The sweatiest picture I ever worked on was The Music Man, which came a little later. I played Winthrop Paroo, the little brother of Shirley Jones’s Marian the librarian. I still have visions of the rivulets of sweat streaking down Shirley’s and Robert Preston’s faces, smearing the heavy makeup they wore.
They shot The Music Man in Technicolor. To get that rich, saturated look in the early ’60s, they had to blast the set with bright light, on average about 250 foot-candles’ worth. A foot-candle is an antique unit of illumination that gets its name from the theater, where, in the days before electricity, actual candles were used as footlights.

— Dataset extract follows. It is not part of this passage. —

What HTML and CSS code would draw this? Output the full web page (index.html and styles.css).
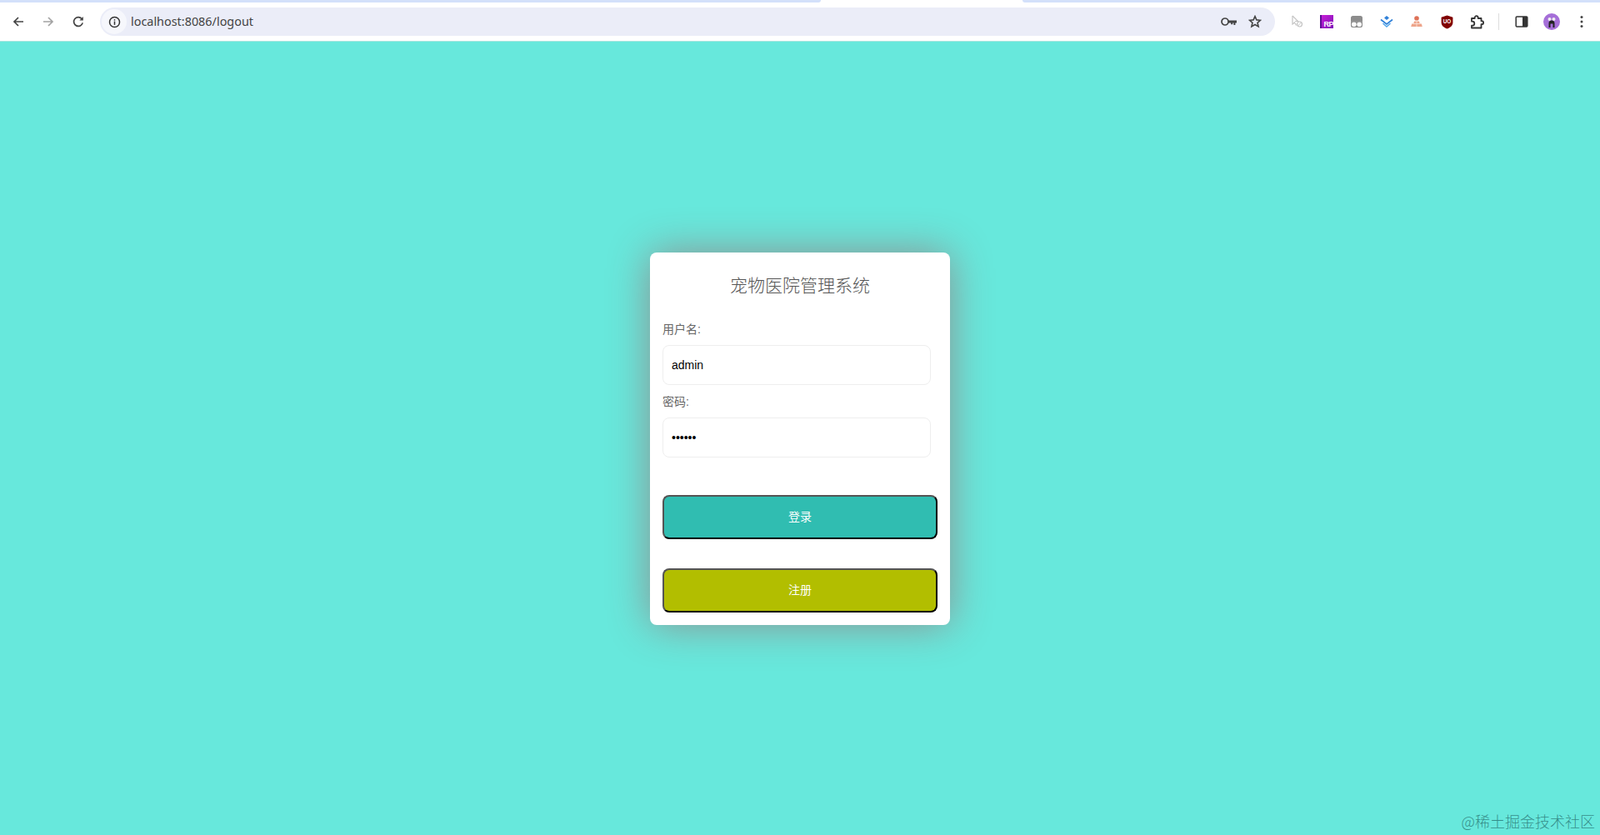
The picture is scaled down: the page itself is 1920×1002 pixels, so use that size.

You don’t even hear about foot-candles anymore in the moviemaking business, but even for the era, 250 was a high number. A decade later, when I shot American Graffiti with George Lucas, which takes place mostly at night, George made waves by shooting at only eight foot-candles, and even four in some shots.
When we did close-ups in The Music Man, the lighting went from 250 to a ridiculous 500 foot-candles. That’s actually how I knew when I was on my mark: when I could feel an abrupt temperature shift from hot to unbearably hot. If you look at any close-up in The Music Man in high definition, you can actually see the sweat beading above the actors’ lips.
YOU KNOW WHO barely broke a sweat? Me. In those early days, performing came pretty easily to me. So much of the work seemed like play. They used me a lot on the sitcom The Many Loves of Dobie Gillis, a show that I enjoyed watching at home, even though its high school plot lines were mostly lost on me. My little-boy character was always returning pop bottles to Dobie’s father’s grocery store for a five-cent deposit, an action that—and man, this blew my mind—you could actually carry out in real life! Thanks to Dobie Gillis, I became serious about collecting and returning bottles for a while. I stashed my booty of nickels in an old cigar box from Aunt Julia’s hotel, which I had covered with stickers from our travels to Venice, Paris, and London after The Journey.